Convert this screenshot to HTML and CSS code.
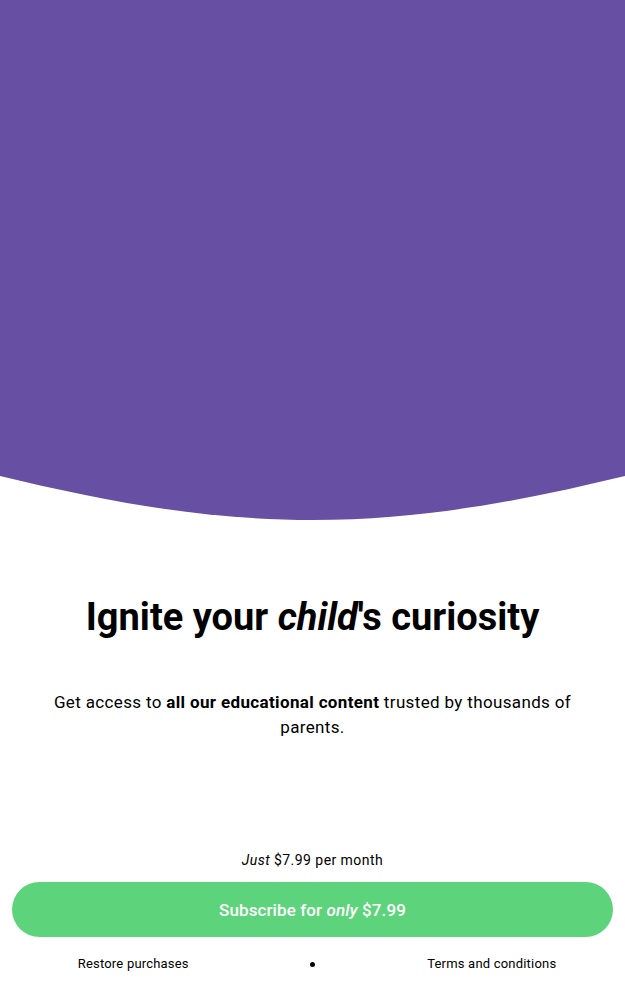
FILE: index.html
```html
<!DOCTYPE html>
<html lang="en">
<head>
<meta charset="utf-8">
<title>Subscribe</title>
<link rel="stylesheet" href="styles.css">
</head>
<body>
<div class="page">
  <svg class="hero" viewBox="0 0 625 520" preserveAspectRatio="none" aria-hidden="true">
    <path d="M0 0 H625 V476 C525 500 425 520 312.5 520 C200 520 100 500 0 476 Z" fill="#6750A4"/>
  </svg>
  <main class="content">
    <h1 class="title">Ignite your <em>child</em>'s curiosity</h1>
    <p class="lead">Get access to <strong>all our educational content</strong> trusted by thousands of parents.</p>
    <p class="price"><em>Just</em> $7.99 per month</p>
    <button class="cta" type="button">Subscribe for <em>only</em> $7.99</button>
    <nav class="links">
      <a class="link" href="#">Restore purchases</a>
      <span class="dot"></span>
      <a class="link" href="#">Terms and conditions</a>
    </nav>
  </main>
</div>
</body>
</html>
```
FILE: styles.css
```css
html, body {
  margin: 0;
  padding: 0;
  background: #ffffff;
}
body {
  font-family: Roboto, "Noto Sans", "Liberation Sans", sans-serif;
  color: #000000;
}
.page {
  width: 625px;
  height: 1000px;
  overflow: hidden;
}
.hero {
  display: block;
  width: 625px;
  height: 520px;
}
.content {
  display: flex;
  flex-direction: column;
  align-items: stretch;
}
.title {
  margin: 75px 0 0;
  font-size: 38px;
  line-height: 44px;
  font-weight: 700;
  text-align: center;
}
.title em {
  font-style: italic;
}
.lead {
  margin: 51px 0 0;
  padding: 0 48px;
  font-size: 17px;
  line-height: 25px;
  letter-spacing: 0.35px;
  text-align: center;
}
.lead strong {
  font-weight: 700;
}
.price {
  margin: 110px 0 0;
  font-size: 14px;
  line-height: 20px;
  letter-spacing: 0.45px;
  text-align: center;
}
.cta {
  margin: 12px 12px 0;
  height: 55px;
  border: none;
  border-radius: 28px;
  background: #5DD47C;
  color: #ffffff;
  font-family: inherit;
  font-size: 17px;
  font-weight: 500;
  letter-spacing: 0.1px;
  cursor: pointer;
}
.links {
  display: grid;
  grid-template-columns: 1fr 92px 1fr;
  align-items: center;
  margin-top: 17px;
  height: 20px;
}
.link {
  justify-self: center;
  color: #000000;
  text-decoration: none;
  font-size: 13px;
  line-height: 20px;
  letter-spacing: 0.2px;
}
.dot {
  justify-self: center;
  width: 5px;
  height: 5px;
  border-radius: 50%;
  background: #000000;
}
```
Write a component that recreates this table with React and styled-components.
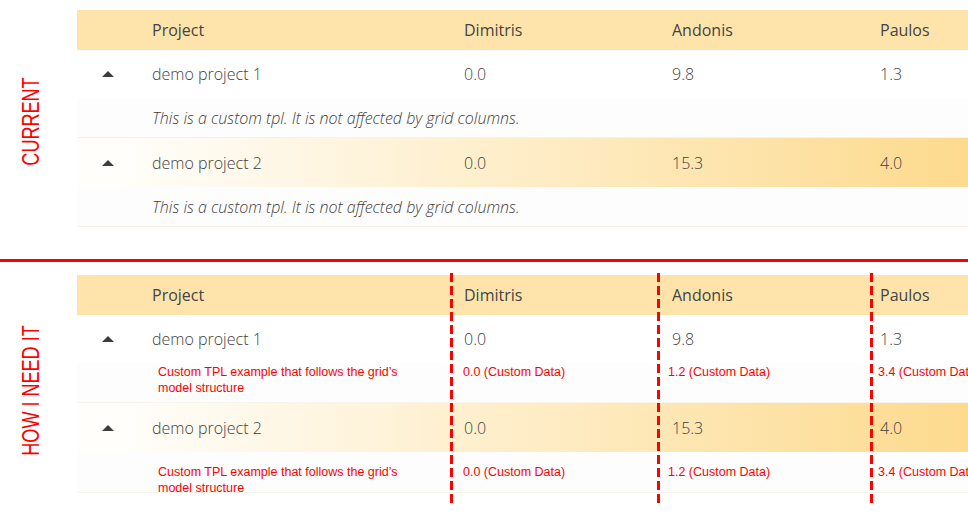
import React from 'react'
import styled, { createGlobalStyle } from 'styled-components'

const GlobalStyle = createGlobalStyle`
  html, body {
    margin: 0;
    padding: 0;
    background: #fff;
    overflow: hidden;
  }
  body {
    font-family: "Open Sans", "Liberation Sans", sans-serif;
  }
`

const Page = styled.div`
  width: 968px;
  padding-bottom: 20px;
`

const Section = styled.div`
  display: flex;
  align-items: stretch;
  padding-top: ${(p) => p.$top || 0}px;
`

const Side = styled.div`
  width: 77px;
  flex: 0 0 77px;
  display: flex;
  align-items: center;
  justify-content: center;
  padding-top: ${(p) => p.$shift || 0}px;
  padding-right: 14px;
  box-sizing: border-box;
`

const SideLabel = styled.span`
  display: block;
  white-space: nowrap;
  font-family: "Liberation Sans", Arial, sans-serif;
  font-size: 23px;
  color: #ff0000;
  transform: rotate(-90deg) scaleX(0.785);
`

const Grid = styled.div`
  position: relative;
  flex: 0 0 auto;
  display: grid;
  grid-template-columns: 63px 312px 208px 208px 208px;
`

const HeadCell = styled.div`
  height: 40px;
  background: #fee4ab;
  display: flex;
  align-items: center;
  padding-left: ${(p) => p.$pad ?? 12}px;
  font-size: 16px;
  color: #444;
`

const Row = styled.div`
  grid-column: 1 / -1;
  display: grid;
  grid-template-columns: subgrid;
  height: ${(p) => p.$h || 48}px;
  background: ${(p) =>
    p.$hot ? 'linear-gradient(90deg, #fffefb 4%, #fdd98a 92%)' : '#fff'};
`

const Cell = styled.div`
  display: flex;
  align-items: center;
  padding-left: ${(p) => p.$pad ?? 12}px;
  font-size: 16px;
  font-weight: 300;
  color: #3f3f3f;
`

const Caret = styled.span`
  width: 0;
  height: 0;
  margin-left: 25px;
  border-left: 6.5px solid transparent;
  border-right: 6.5px solid transparent;
  border-bottom: 6px solid #3d3d3d;
`

const TplRow = styled.div`
  grid-column: 1 / -1;
  height: 40px;
  background: #fdfdfd;
  border-bottom: 1px solid #f6f2ea;
  box-sizing: border-box;
  display: flex;
  align-items: center;
  padding-left: 75px;
  font-size: 16px;
  font-style: italic;
  font-weight: 300;
  color: #3f3f3f;
`

const CustomRow = styled.div`
  grid-column: 1 / -1;
  display: grid;
  grid-template-columns: subgrid;
  height: ${(p) => p.$h || 40}px;
  padding-top: ${(p) => p.$top || 0}px;
  box-sizing: border-box;
  background: #fdfdfd;
  border-bottom: 1px solid #f7f4ec;
`

const CustomCell = styled.div`
  padding-left: ${(p) => p.$pad || 0}px;
  font-family: "Liberation Sans", Arial, sans-serif;
  font-size: 12.5px;
  line-height: 16px;
  color: #ff0000;
  white-space: ${(p) => (p.$wrap ? 'normal' : 'nowrap')};
  max-width: ${(p) => (p.$wrap ? '250px' : 'none')};
`

const Divider = styled.div`
  height: 3px;
  background: #ff0000;
  margin-top: 32px;
`

const Dash = styled.div`
  position: absolute;
  top: -2px;
  height: 232px;
  width: 3px;
  left: ${(p) => p.$x}px;
  background: repeating-linear-gradient(
    to bottom,
    #ff0000 0 9px,
    transparent 9px 13px
  );
`

const names = ['Dimitris', 'Andonis', 'Paulos']

const projects = [
  { name: 'demo project 1', values: ['0.0', '9.8', '1.3'] },
  { name: 'demo project 2', values: ['0.0', '15.3', '4.0'], hot: true },
]

const custom = ['0.0 (Custom Data)', '1.2 (Custom Data)', '3.4 (Custom Data)']

const Header = () => (
  <>
    <HeadCell />
    <HeadCell>Project</HeadCell>
    {names.map((n) => (
      <HeadCell key={n}>{n}</HeadCell>
    ))}
  </>
)

const DataRow = ({ project, h }) => (
  <Row $hot={project.hot} $h={h}>
    <Cell $pad={0}>
      <Caret />
    </Cell>
    <Cell>{project.name}</Cell>
    {project.values.map((v, i) => (
      <Cell key={i}>{v}</Cell>
    ))}
  </Row>
)

const App = () => {
  return (
    <Page>
      <GlobalStyle />
      <Section $top={10}>
        <Side $shift={5}>
          <SideLabel>CURRENT</SideLabel>
        </Side>
        <Grid>
          <Header />
          {projects.map((p, i) => (
            <React.Fragment key={p.name}>
              <DataRow project={p} h={i === 0 ? 48 : 49} />
              <TplRow>This is a custom tpl. It is not affected by grid columns.</TplRow>
            </React.Fragment>
          ))}
        </Grid>
      </Section>

      <Divider />

      <Section $top={13}>
        <Side $shift={12}>
          <SideLabel>HOW I NEED IT</SideLabel>
        </Side>
        <Grid>
          <Header />
          {projects.map((p, i) => (
            <React.Fragment key={p.name}>
              <DataRow project={p} h={i === 0 ? 48 : 49} />
              <CustomRow $top={i === 0 ? 1 : 12} $h={i === 0 ? 40 : 41}>
                <div />
                <CustomCell $pad={18} $wrap>
                  Custom TPL example that follows the grid’s model structure
                </CustomCell>
                <CustomCell $pad={11}>{custom[0]}</CustomCell>
                <CustomCell $pad={8}>{custom[1]}</CustomCell>
                <CustomCell $pad={10}>{custom[2]}</CustomCell>
              </CustomRow>
            </React.Fragment>
          ))}
          <Dash $x={373} />
          <Dash $x={580} />
          <Dash $x={793} />
        </Grid>
      </Section>
    </Page>
  )
}

export default App
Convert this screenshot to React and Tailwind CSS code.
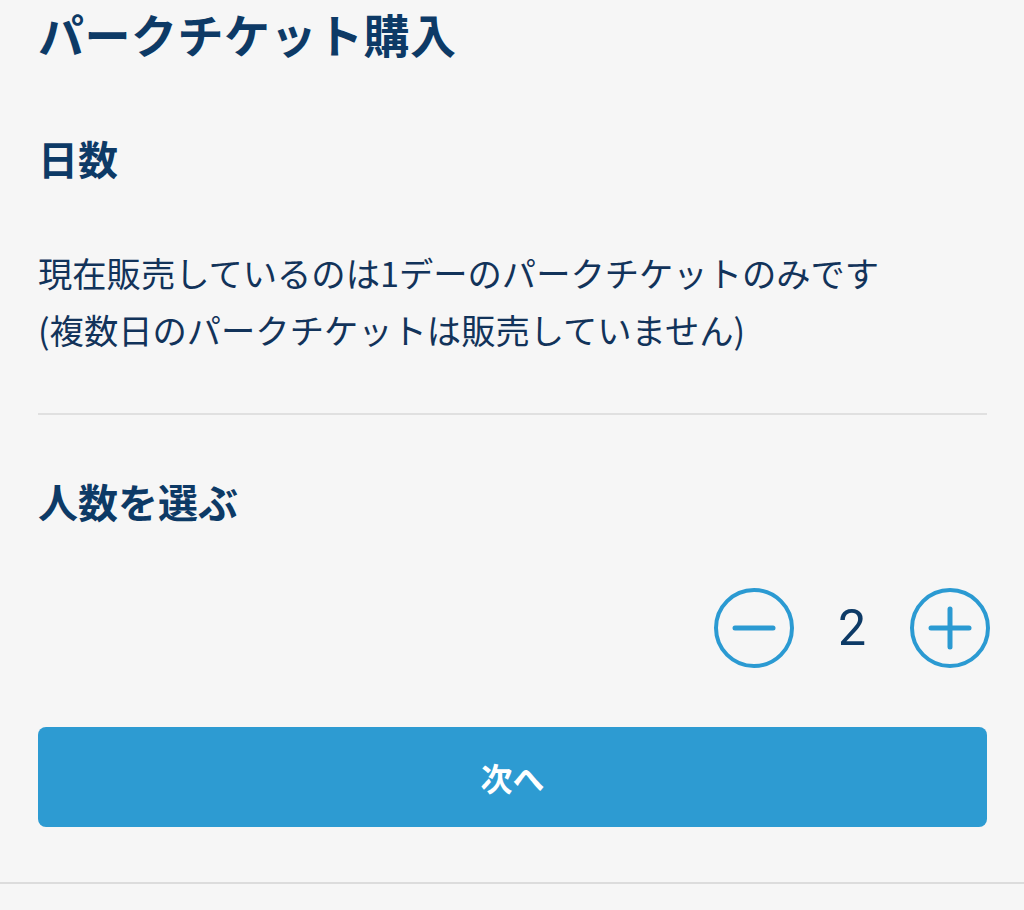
export default function App() {
  const jp = { fontFamily: '"Noto Sans CJK JP", "Noto Sans", sans-serif' };
  return (
    <div className="w-[1024px] h-[910px] bg-[#f6f6f6] text-[#0d3a66] overflow-hidden" style={jp}>
      <div className="px-[38px] pr-[37px]">
        <h1 className="text-[46px] leading-[66px] font-bold tracking-[0.5px]">パークチケット購入</h1>
        <h2 className="mt-[62px] text-[40px] leading-[60px] font-bold">日数</h2>
        <p className="mt-[56px] text-[34.3px] leading-[57px] text-[#12335a]">
          現在販売しているのは1デーのパークチケットのみです
          <br />
          (複数日のパークチケットは販売していません)
        </p>
        <div className="mt-[55px] h-[2px] bg-[#e0e0e0]" />
        <h2 className="mt-[56px] text-[40px] leading-[60px] font-bold">人数を選ぶ</h2>
        <div className="mt-[57px] flex items-center justify-end -mr-[3px]">
          <button className="w-[80px] h-[80px] rounded-full border-[4px] border-[#2b9ad2] flex items-center justify-center">
            <svg width="44" height="44" viewBox="0 0 44 44">
              <line x1="3" y1="22" x2="41" y2="22" stroke="#2b9ad2" strokeWidth="5" strokeLinecap="round" />
            </svg>
          </button>
          <div className="w-[116px] text-center text-[50px] leading-[60px] text-[#0d3a66]" style={{ fontFamily: 'Roboto, "Liberation Sans", sans-serif' }}>2</div>
          <button className="w-[80px] h-[80px] rounded-full border-[4px] border-[#2b9ad2] flex items-center justify-center">
            <svg width="44" height="44" viewBox="0 0 44 44">
              <line x1="3" y1="22" x2="41" y2="22" stroke="#2b9ad2" strokeWidth="5" strokeLinecap="round" />
              <line x1="22" y1="3" x2="22" y2="41" stroke="#2b9ad2" strokeWidth="5" strokeLinecap="round" />
            </svg>
          </button>
        </div>
        <button className="mt-[59px] w-full h-[100px] rounded-[8px] bg-[#2d9bd2] text-white text-[32px] font-bold flex items-center justify-center">
          次へ
        </button>
      </div>
      <div className="mt-[55px] h-[2px] bg-[#dcdcdc]" />
    </div>
  );
}
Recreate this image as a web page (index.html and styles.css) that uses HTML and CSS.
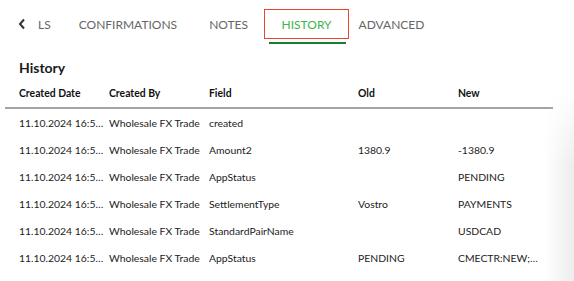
FILE: index.html
```html
<!DOCTYPE html>
<html lang="en">
<head>
  <meta charset="UTF-8">
  <meta name="viewport" content="width=device-width, initial-scale=1.0">
  <title>History</title>
  <link rel="stylesheet" href="styles.css">
</head>

<body>
  <div class="panel">
    <nav class="tabs">
      <span class="back">
        <svg width="8" height="12" viewBox="0 0 8 12"><path d="M6 1.5 L2 6 L6 10.5" fill="none" stroke="#333" stroke-width="2"/></svg>
      </span>
      <a class="tab tab-ls">LS</a>
      <a class="tab">CONFIRMATIONS</a>
      <a class="tab">NOTES</a>
      <a class="tab active">HISTORY</a>
      <a class="tab tab-adv">ADVANCED</a>
    </nav>

    <h2 class="title">History</h2>

    <table class="history">
      <colgroup>
        <col class="c-date">
        <col class="c-by">
        <col class="c-field">
        <col class="c-old">
        <col class="c-new">
      </colgroup>
      <thead>
        <tr>
          <th>Created Date</th>
          <th>Created By</th>
          <th>Field</th>
          <th>Old</th>
          <th>New</th>
        </tr>
      </thead>
      <tbody>
        <tr>
          <td>11.10.2024 16:54:12</td>
          <td>Wholesale FX Trade</td>
          <td>created</td>
          <td></td>
          <td></td>
        </tr>
        <tr>
          <td>11.10.2024 16:54:12</td>
          <td>Wholesale FX Trade</td>
          <td>Amount2</td>
          <td>1380.9</td>
          <td>-1380.9</td>
        </tr>
        <tr>
          <td>11.10.2024 16:54:12</td>
          <td>Wholesale FX Trade</td>
          <td>AppStatus</td>
          <td></td>
          <td>PENDING</td>
        </tr>
        <tr>
          <td>11.10.2024 16:54:12</td>
          <td>Wholesale FX Trade</td>
          <td>SettlementType</td>
          <td>Vostro</td>
          <td>PAYMENTS</td>
        </tr>
        <tr>
          <td>11.10.2024 16:54:12</td>
          <td>Wholesale FX Trade</td>
          <td>StandardPairName</td>
          <td></td>
          <td>USDCAD</td>
        </tr>
        <tr>
          <td>11.10.2024 16:54:12</td>
          <td>Wholesale FX Trade</td>
          <td>AppStatus</td>
          <td>PENDING</td>
          <td>CMECTR:NEW;PENDING</td>
        </tr>
      </tbody>
    </table>
    <div class="edge"></div>
  </div>
</body>
</html>
```

FILE: styles.css
```css
body {
  margin: 0;
  padding: 0;
  background: #fff;
  font-family: Lato, "Open Sans", sans-serif;
  color: #222;
}
.panel {
  position: relative;
  width: 574px;
  height: 281px;
  overflow: hidden;
}
/* tab bar */
.tabs {
  display: flex;
  align-items: center;
  height: 30px;
  padding: 9px 0 0 18px;
}
.back {
  display: flex;
  width: 8px;
}
.tab {
  position: relative;
  display: flex;
  align-items: center;
  height: 30px;
  padding: 0 16px;
  font-size: 12px;
  color: #666;
  white-space: nowrap;
  box-sizing: border-box;
}
.tab-ls {
  padding: 0 12px;
}
.tab-adv {
  margin-left: -6px;
}
.tab.active {
  color: #3db54a;
  border: 1.5px solid #e8452c;
  padding: 0 16px 0 16.5px;
}
.tab.active::after {
  content: "";
  position: absolute;
  left: 4px;
  right: 2px;
  bottom: -5.5px;
  height: 2px;
  background: #1e7a2f;
}
.title {
  margin: 20px 0 0 19px;
  font-size: 14px;
  font-weight: bold;
  color: #1a1a1a;
  line-height: 18px;
}
/* table */
.history {
  margin: 10px 0 0 5px;
  width: 548px;
  border-collapse: collapse;
  table-layout: fixed;
  font-size: 10.4px;
}
.c-date { width: 104px; }
.c-by { width: 100px; }
.c-field { width: 149px; }
.c-old { width: 100px; }
.c-new { width: 95px; }
th, td {
  padding: 0 4px 0 0;
  text-align: left;
  white-space: nowrap;
  overflow: hidden;
  text-overflow: ellipsis;
}
th:first-child, td:first-child {
  padding-left: 14px;
}
td:last-child {
  padding-right: 12px;
}
th {
  height: 20px;
  vertical-align: top;
  font-weight: bold;
  color: #111;
  border-bottom: 2px solid #a3a3a6;
}
td {
  height: 27px;
}
.edge {
  position: absolute;
  top: 90px;
  right: 0;
  width: 30px;
  height: 191px;
  background: linear-gradient(to right, rgba(235,235,235,0), rgba(235,235,235,0.9));
  -webkit-mask-image: linear-gradient(to bottom, transparent, #000 40%);
  mask-image: linear-gradient(to bottom, transparent, #000 40%);
}
```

◆ **Objective**: Your answer should be a single number: how many lines of the material contain the word "styles".

◆ **Problem solution**: 5